Review: Now this is an example of how a director can slip up. I feel all directors are allowed a mistake a time or two, and this is Dario Aregento's. It really didn't bother me that this strayed from the original book, what bothered me is that Aregnto seemed totally uninspired as though he was obligated to make this movie or something. It never seems very Argentoish and looks like it was a made for tv movie. Alot of the time you wonder if Argento was trying to make a comedy. There's some Tim Burton-esque goofiness going on in some parts. There's some decent performances, and some pleasantly gruesome scenes, but Dario should slap an Alan Smithee on this one.

Rating: 4 stars
Summary: Great Argento direction & vision.
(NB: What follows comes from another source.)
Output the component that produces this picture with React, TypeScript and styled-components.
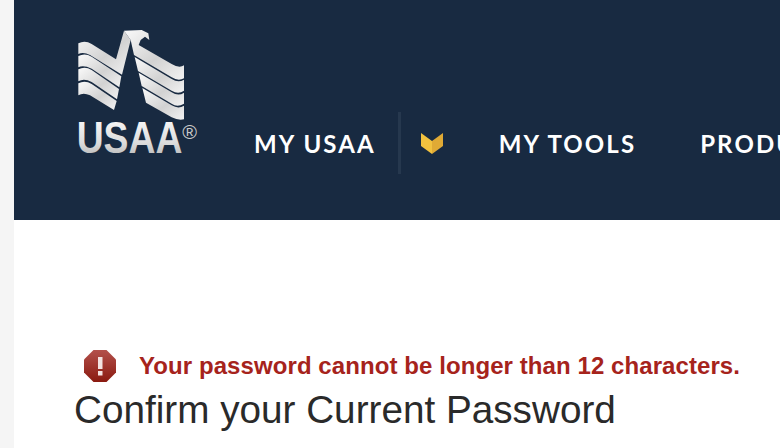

Review: First of all this is not the "usual" vision of POTO, but another telling of the tale, Argento's vision. No there is no mask, but what a better mask than that of beauty? Within the mask of "beauty" of the Phantom lies the real "monster". If you are expecting the Chaney version or the "Universal Studios" version, by all means, purchase either. This, as those are, is "based on the story", a director's vision. The author's vision in it's origial form is in the book -- READ THE BOOK. The novel by Leroux is a classic. This version is different, yes, but contains all the elements and atmosphere one would expect. All in all the film is beautiful, tragic, comic at times, and, dare I say, romantic.The transfer could have been better -- the pixelation in some scenes is apparent. Also, the film IS IN WIDESCREEN on one side. Check your player's set up menu if you have this problem. I thought the same concerning the full screen editions being on both sides (special thanks to the other reviewers for their input!). In closing, have an open mind, people -- this is a film, and not the classic book, and is meant to be escapism. Evil, like beauty, comes from within.